Now I happen to prefer the new store in a store concept as you can actually find what you're looking for more easily as the highlighted brands are in plain view with their own little section of the store and all the associated products are near by. Much better than the old, everything mushed together layout.
tldr: They tried to cater towards the younger generations, but failed to realize their main customer base is still overwhelmingly the older generation of americans who are set in their ways.
By having coupons, it would be easier to schedule fewer cashiers and sales people on the floor and have them focus on stocking etc. When running weekend of weekly sales the stores could temporary increase the number of workers in the store. By taking away the ability to more easily anticipate surges in customers they lost the ability to keep variable employee costs down (without hurting their image and becoming known as a poorly staffed and slow store... "hey I need a tie now! I don't want to wait for a sale. Let's go to JCP. No wait, its going to take forever to get checked out, I'll go pay $5-$10 more from HIGHER END DEPT. STORE and save my frustration.")
EDIT: Yes, I realize that if the stores are measuring foot traffic and sales they should still see a pattern however I would be willing to bet that the graph would be flatter with fewer and less drastic highs and lows.
Now you all know how stubborn some older people can be.
Age (as is so often the case) has nothing to do with it. My brother-in-law is a sales associate there. Even the teens/twenty-somethings he deals with we're mad about the lack of sale prices.
You're right, age certainly isn't always the case.
I preferred the 'new', old square pricing. If I actually needed something from JCP, I could just go and get it. I didn't have to worry about having to wait for some stupid coupon sale to bring the price down to what it should have been in the first place. But I guess you could counter that with the fact that if everyone knows they can just pick 'x' up at a later time at the low price, they would have no incentive to buy it in a timely manner.
They focussed on an increase in quality of product, and tried to simplify pricing, so you wouldn't have to wait for the coupon / sales date to get a good price on merchandise.
Turns out, though, that people like sales, and coupons.
I don't actually know if they are apologizing for the increased quality, or the lack of sales/coupons.
[Edit: Doh, I just watched it a couple more times - you're right - what, actually are they apologizing for?]
Due to his success at Apple and Target, Ron Johnson was hired by J. C. Penney in November 2011, succeeding Mike Ullman who had served as CEO for the past 7 years. Ullman then served as chairman of the board of directors but was relieved of his duties in January 2012. Bill Ackman, a J. C. Penney board member and head of hedge fund Pershing Square, had strongly supported bringing in Johnson to shakeup the store’s stodgy image and attract new customers. Johnson was awarded $52.7 million when he joined J. C. Penney, plus he made a $50 million personal investment in the company. After being hired, Johnson tipped Michael Kramer, an Apple Store veteran, as COO while firing many existing J.C. Penney executives.[7][8] [8]

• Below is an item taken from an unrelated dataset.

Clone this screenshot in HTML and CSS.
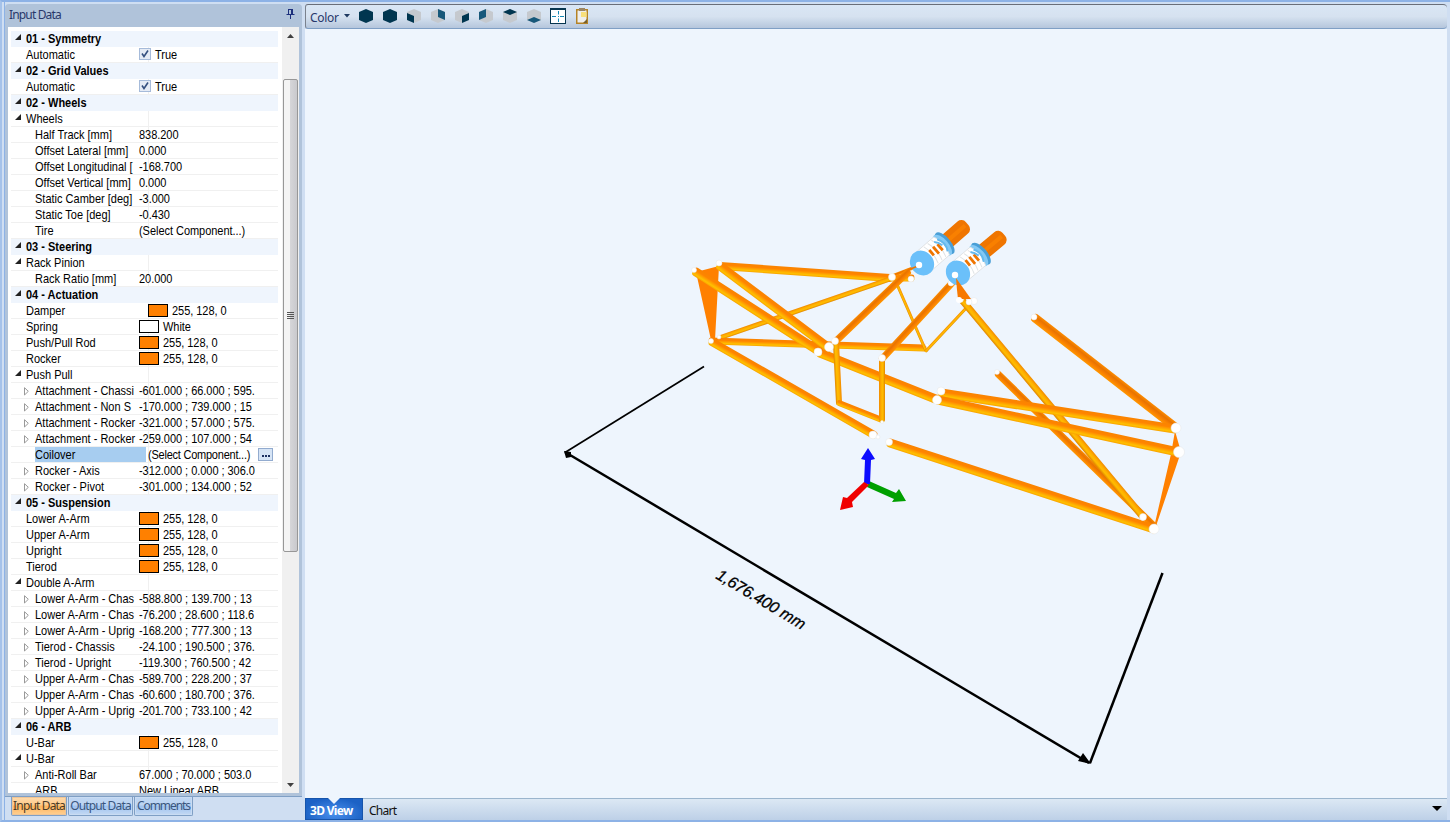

When Johnson announced his transformation vision in late January 2012, J. C. Penney’s stock rose 24 percent to $43.[9] Johnson's actual execution, however, was described "one of the most aggressively unsuccessful tenures in retail history". While his rebranding effort was ambitious, he was said to have "had no idea about allocating and conserving resources and core customers. He made promises neither his stores nor his cash flows would allow him to keep". Similar to what he had done at Apple, Johnson did not consider a staged roll-out, instead he "immediately rejected everything existing customers believed about the chain and stuffed it in their faces" with the first major TV ad campaign under his watch. Johnson defended his strategy saying that "testing would have been impossible because the company needed quick results and that if he hadn’t taken a strong stance against discounting, he would not have been able to get new, stylish brands on board."[10] [11]
Many initiatives that made the Apple Store successful, for instance the "thought that people would show up in stores because they were fun places to hang out, and that they would buy things listed at full-but-fair price" did not work for the J.C. Penney brand and ending up alienated its aging customers who were used to heavy discounting. Johnson himself was said "to have a disdain for JC Penney’s traditional customer base. When shoppers weren’t reacting positively to the disappearance of coupons and sales, Johnson didn’t blame the new policies. Instead, he offered the arrogant assessment that customers needed to be “educated” as to how the new pricing strategy worked. He also likened the coupons beloved by so many core shoppers as drugs that customers needed to be weaned off."[12][13][9]
While head of J. C. Penney, Johnson continued to live in California and commuted to work in Plano, Texas by private jet several days a week.[14]
On April 8, 2013 he was fired as the CEO of J. C. Penney and replaced by his predecessor, Mike Ullman.[15] Johnson was dismissed after his "bold new pricing strategies clearly failed, but before being able to bring his “shop-in-shop” strategy to fruition", as the board of directors was reportedly Johnson's costly ambitious turnaround plan. The “mini-shops” in Penney stores featuring hot brands, that just opened last year, were doing better than the rest of the store.[16]
They're sorry for having stopped playing the coupon/sale game therefore making it convenient to stop in and buy stuff anytime without feeling like getting "ripped" off (although each buyer should only buy when the value is "worth" it for the buyer... sometimes we pay premiums for immediacy) and taking away their inner feeling of getting a "deal".
If you watch it, it's like they put the voiceover over random stock video photography. It's rather bizarre.
-- snip --
It's no secret, recently JCPenney changed. Some changes you liked and some you didn't, but what matters from mistakes is what we learn. We learned a very simple thing, to listen to you. To hear what you need, to make your life more beautiful. Come back to JCPenney, we heard you. Now, we'd love to see you.